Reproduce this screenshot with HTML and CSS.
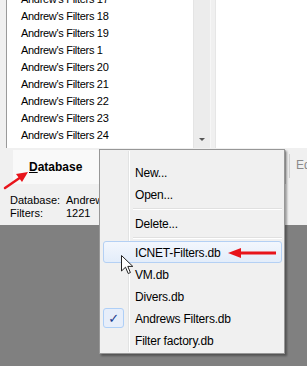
FILE: index.html
```html
<!DOCTYPE html>
<html lang="en">
<head>
  <meta charset="UTF-8" />
  <title>Filters database</title>
  <link rel="stylesheet" href="styles.css">
</head>
<body>

<div class="window">
  <div class="top">
    <div class="list">
      <div class="items">
        <div class="row">Andrew's Filters 17</div>
        <div class="row">Andrew's Filters 18</div>
        <div class="row">Andrew's Filters 19</div>
        <div class="row">Andrew's Filters 1</div>
        <div class="row">Andrew's Filters 20</div>
        <div class="row">Andrew's Filters 21</div>
        <div class="row">Andrew's Filters 22</div>
        <div class="row">Andrew's Filters 23</div>
        <div class="row">Andrew's Filters 24</div>
        <div class="row">Andrew's Filters 25</div>
      </div>
      <div class="scroll"><span class="down"></span></div>
    </div>
    <div class="side"></div>
  </div>

  <div class="bar">
    <div class="db-panel"><span class="db-btn"><u>D</u>atabase</span></div>
    <div class="edit-btn">Edit</div>
  </div>

  <div class="info">
    <span>Database:</span><span>Andrews Filters.db</span>
    <span>Filters:</span><span>1221</span>
  </div>
</div>

<!-- menu Database -->
<div class="menu">
  <div class="item">New...</div>
  <div class="item">Open...</div>
  <div class="sep"></div>
  <div class="item">Delete...</div>
  <div class="sep"></div>
  <div class="item hover">ICNET-Filters.db</div>
  <div class="item">VM.db</div>
  <div class="item">Divers.db</div>
  <div class="item checked"><span class="check">✓</span>Andrews Filters.db</div>
  <div class="item">Filter factory.db</div>
</div>

<svg class="arrow-left" width="34" height="26" viewBox="0 0 34 26">
  <line x1="3" y1="22" x2="19" y2="11" stroke="#e8141b" stroke-width="2.5" stroke-linecap="round"/>
  <polygon points="26,6 14,8 20,16" fill="#e8141b"/>
</svg>

<svg class="arrow-right" width="50" height="12" viewBox="0 0 50 12">
  <line x1="10" y1="6" x2="48" y2="6" stroke="#e8141b" stroke-width="3"/>
  <polygon points="0,6 13,1 13,11" fill="#e8141b"/>
</svg>

<svg class="cursor" width="13" height="20" viewBox="0 0 13 20">
  <path d="M0.5,0.5 L0.5,16 L4.5,12.2 L7.2,18.5 L9.4,17.6 L6.8,11.4 L11.8,11.4 Z" fill="#ffffff" stroke="#222" stroke-width="1" stroke-linejoin="round"/>
</svg>

</body>
</html>
```

FILE: styles.css
```css
* { box-sizing: border-box; }
body {
  margin: 0;
  width: 307px;
  height: 366px;
  overflow: hidden;
  position: relative;
  background-color: #808080;
  font-family: 'Liberation Sans', Arial, sans-serif;
  color: #000;
}
.window {
  height: 225px;
  background-color: #f0f0f0;
  overflow: hidden;
}
.top {
  display: flex;
  height: 148px;
}
.list {
  display: flex;
  flex-shrink: 0;
  margin-left: 6px;
  width: 205px;
  background: #fff;
  border-left: 1px solid #9a9a9a;
}
.items {
  flex: 1;
  overflow: hidden;
  padding-left: 14px;
  font-size: 11px;
  letter-spacing: -0.3px;
}
.row {
  height: 17px;
  line-height: 17px;
  white-space: nowrap;
}
.row:first-child { margin-top: -9px; }
.scroll {
  width: 18px;
  background: #ececec;
  border-left: 1px solid #e4e4e4;
  border-right: 1px solid #f7f7f7;
  position: relative;
}
.down {
  position: absolute;
  left: 5px;
  bottom: 7px;
  border-left: 3px solid transparent;
  border-right: 3px solid transparent;
  border-top: 3px solid #555;
}
.side {
  flex: 1;
  margin-left: 4px;
  background: #fff;
  border-left: 1px solid #e6e6e6;
}
.bar {
  display: flex;
  margin-top: 2px;
  height: 34px;
}
.db-panel {
  flex-shrink: 0;
  margin-left: 13px;
  width: 273px;
  background: #f9f9f9;
  border-right: 1px solid #c9c9c9;
  display: flex;
  align-items: center;
  padding-left: 16px;
}
.db-btn {
  font-size: 12px;
  font-weight: bold;
}
.edit-btn {
  flex-shrink: 0;
  margin: 4px 0 0 3px;
  padding: 4px 0 0 6px;
  height: 24px;
  font-size: 12px;
  color: #8a8a8a;
  border-left: 1px solid #d0d0d0;
  white-space: nowrap;
}
.info {
  display: grid;
  grid-template-columns: 56px auto;
  width: 99px;
  overflow: hidden;
  padding-left: 10px;
  margin-top: 10px;
  font-size: 11px;
  line-height: 13px;
  white-space: nowrap;
}

/* popup menu */
.menu {
  position: absolute;
  left: 99px;
  top: 149px;
  width: 186px;
  padding: 11px 2px 2px 3px;
  background: #f0f0f0;
  border: 1px solid #979797;
  box-shadow: 2px 2px 2px rgba(0,0,0,0.35);
  font-size: 12px;
  letter-spacing: -0.2px;
}
.menu::before {
  content: '';
  position: absolute;
  left: 28px;
  top: 1px;
  bottom: 1px;
  width: 1px;
  background: #e2e3e3;
  box-shadow: 1px 0 0 #fff;
}
.item {
  position: relative;
  height: 22px;
  line-height: 22px;
  padding-left: 31px;
  border: 1px solid transparent;
  border-radius: 3px;
}
.item.hover {
  background: linear-gradient(#f3f7fd, #e3edfa);
  border-color: #b4d0f4;
}
.sep {
  height: 7px;
  margin-left: 30px;
  position: relative;
}
.sep::after {
  content: '';
  position: absolute;
  left: 0;
  right: 0;
  top: 3px;
  border-top: 1px solid #e0e0e0;
  border-bottom: 1px solid #fff;
}
.check {
  position: absolute;
  left: -1px;
  top: 0;
  width: 21px;
  height: 20px;
  line-height: 20px;
  text-align: center;
  background: #e7eefa;
  border: 1px solid #aecff7;
  border-radius: 3px;
  color: #1b3a8a;
  font-family: 'DejaVu Sans', sans-serif;
  font-size: 13px;
}

.arrow-left {
  position: absolute;
  left: 2px;
  top: 166px;
}
.arrow-right {
  position: absolute;
  left: 228px;
  top: 247px;
}
.cursor {
  position: absolute;
  left: 121px;
  top: 255px;
}
```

——————————

> **Direction**:
In your copy, leave out the pictures and reproduce the material above exactly.

> **Correct result**:
Reproduce this screenshot with HTML and CSS.
FILE: index.html
```html
<!DOCTYPE html>
<html lang="en">
<head>
  <meta charset="UTF-8" />
  <title>Filters database</title>
  <link rel="stylesheet" href="styles.css">
</head>
<body>

<div class="window">
  <div class="top">
    <div class="list">
      <div class="items">
        <div class="row">Andrew's Filters 17</div>
        <div class="row">Andrew's Filters 18</div>
        <div class="row">Andrew's Filters 19</div>
        <div class="row">Andrew's Filters 1</div>
        <div class="row">Andrew's Filters 20</div>
        <div class="row">Andrew's Filters 21</div>
        <div class="row">Andrew's Filters 22</div>
        <div class="row">Andrew's Filters 23</div>
        <div class="row">Andrew's Filters 24</div>
        <div class="row">Andrew's Filters 25</div>
      </div>
      <div class="scroll"><span class="down"></span></div>
    </div>
    <div class="side"></div>
  </div>

  <div class="bar">
    <div class="db-panel"><span class="db-btn"><u>D</u>atabase</span></div>
    <div class="edit-btn">Edit</div>
  </div>

  <div class="info">
    <span>Database:</span><span>Andrews Filters.db</span>
    <span>Filters:</span><span>1221</span>
  </div>
</div>

<!-- menu Database -->
<div class="menu">
  <div class="item">New...</div>
  <div class="item">Open...</div>
  <div class="sep"></div>
  <div class="item">Delete...</div>
  <div class="sep"></div>
  <div class="item hover">ICNET-Filters.db</div>
  <div class="item">VM.db</div>
  <div class="item">Divers.db</div>
  <div class="item checked"><span class="check">✓</span>Andrews Filters.db</div>
  <div class="item">Filter factory.db</div>
</div>

<svg class="arrow-left" width="34" height="26" viewBox="0 0 34 26">
  <line x1="3" y1="22" x2="19" y2="11" stroke="#e8141b" stroke-width="2.5" stroke-linecap="round"/>
  <polygon points="26,6 14,8 20,16" fill="#e8141b"/>
</svg>

<svg class="arrow-right" width="50" height="12" viewBox="0 0 50 12">
  <line x1="10" y1="6" x2="48" y2="6" stroke="#e8141b" stroke-width="3"/>
  <polygon points="0,6 13,1 13,11" fill="#e8141b"/>
</svg>

<svg class="cursor" width="13" height="20" viewBox="0 0 13 20">
  <path d="M0.5,0.5 L0.5,16 L4.5,12.2 L7.2,18.5 L9.4,17.6 L6.8,11.4 L11.8,11.4 Z" fill="#ffffff" stroke="#222" stroke-width="1" stroke-linejoin="round"/>
</svg>

</body>
</html>
```

FILE: styles.css
```css
* { box-sizing: border-box; }
body {
  margin: 0;
  width: 307px;
  height: 366px;
  overflow: hidden;
  position: relative;
  background-color: #808080;
  font-family: 'Liberation Sans', Arial, sans-serif;
  color: #000;
}
.window {
  height: 225px;
  background-color: #f0f0f0;
  overflow: hidden;
}
.top {
  display: flex;
  height: 148px;
}
.list {
  display: flex;
  flex-shrink: 0;
  margin-left: 6px;
  width: 205px;
  background: #fff;
  border-left: 1px solid #9a9a9a;
}
.items {
  flex: 1;
  overflow: hidden;
  padding-left: 14px;
  font-size: 11px;
  letter-spacing: -0.3px;
}
.row {
  height: 17px;
  line-height: 17px;
  white-space: nowrap;
}
.row:first-child { margin-top: -9px; }
.scroll {
  width: 18px;
  background: #ececec;
  border-left: 1px solid #e4e4e4;
  border-right: 1px solid #f7f7f7;
  position: relative;
}
.down {
  position: absolute;
  left: 5px;
  bottom: 7px;
  border-left: 3px solid transparent;
  border-right: 3px solid transparent;
  border-top: 3px solid #555;
}
.side {
  flex: 1;
  margin-left: 4px;
  background: #fff;
  border-left: 1px solid #e6e6e6;
}
.bar {
  display: flex;
  margin-top: 2px;
  height: 34px;
}
.db-panel {
  flex-shrink: 0;
  margin-left: 13px;
  width: 273px;
  background: #f9f9f9;
  border-right: 1px solid #c9c9c9;
  display: flex;
  align-items: center;
  padding-left: 16px;
}
.db-btn {
  font-size: 12px;
  font-weight: bold;
}
.edit-btn {
  flex-shrink: 0;
  margin: 4px 0 0 3px;
  padding: 4px 0 0 6px;
  height: 24px;
  font-size: 12px;
  color: #8a8a8a;
  border-left: 1px solid #d0d0d0;
  white-space: nowrap;
}
.info {
  display: grid;
  grid-template-columns: 56px auto;
  width: 99px;
  overflow: hidden;
  padding-left: 10px;
  margin-top: 10px;
  font-size: 11px;
  line-height: 13px;
  white-space: nowrap;
}

/* popup menu */
.menu {
  position: absolute;
  left: 99px;
  top: 149px;
  width: 186px;
  padding: 11px 2px 2px 3px;
  background: #f0f0f0;
  border: 1px solid #979797;
  box-shadow: 2px 2px 2px rgba(0,0,0,0.35);
  font-size: 12px;
  letter-spacing: -0.2px;
}
.menu::before {
  content: '';
  position: absolute;
  left: 28px;
  top: 1px;
  bottom: 1px;
  width: 1px;
  background: #e2e3e3;
  box-shadow: 1px 0 0 #fff;
}
.item {
  position: relative;
  height: 22px;
  line-height: 22px;
  padding-left: 31px;
  border: 1px solid transparent;
  border-radius: 3px;
}
.item.hover {
  background: linear-gradient(#f3f7fd, #e3edfa);
  border-color: #b4d0f4;
}
.sep {
  height: 7px;
  margin-left: 30px;
  position: relative;
}
.sep::after {
  content: '';
  position: absolute;
  left: 0;
  right: 0;
  top: 3px;
  border-top: 1px solid #e0e0e0;
  border-bottom: 1px solid #fff;
}
.check {
  position: absolute;
  left: -1px;
  top: 0;
  width: 21px;
  height: 20px;
  line-height: 20px;
  text-align: center;
  background: #e7eefa;
  border: 1px solid #aecff7;
  border-radius: 3px;
  color: #1b3a8a;
  font-family: 'DejaVu Sans', sans-serif;
  font-size: 13px;
}

.arrow-left {
  position: absolute;
  left: 2px;
  top: 166px;
}
.arrow-right {
  position: absolute;
  left: 228px;
  top: 247px;
}
.cursor {
  position: absolute;
  left: 121px;
  top: 255px;
}
```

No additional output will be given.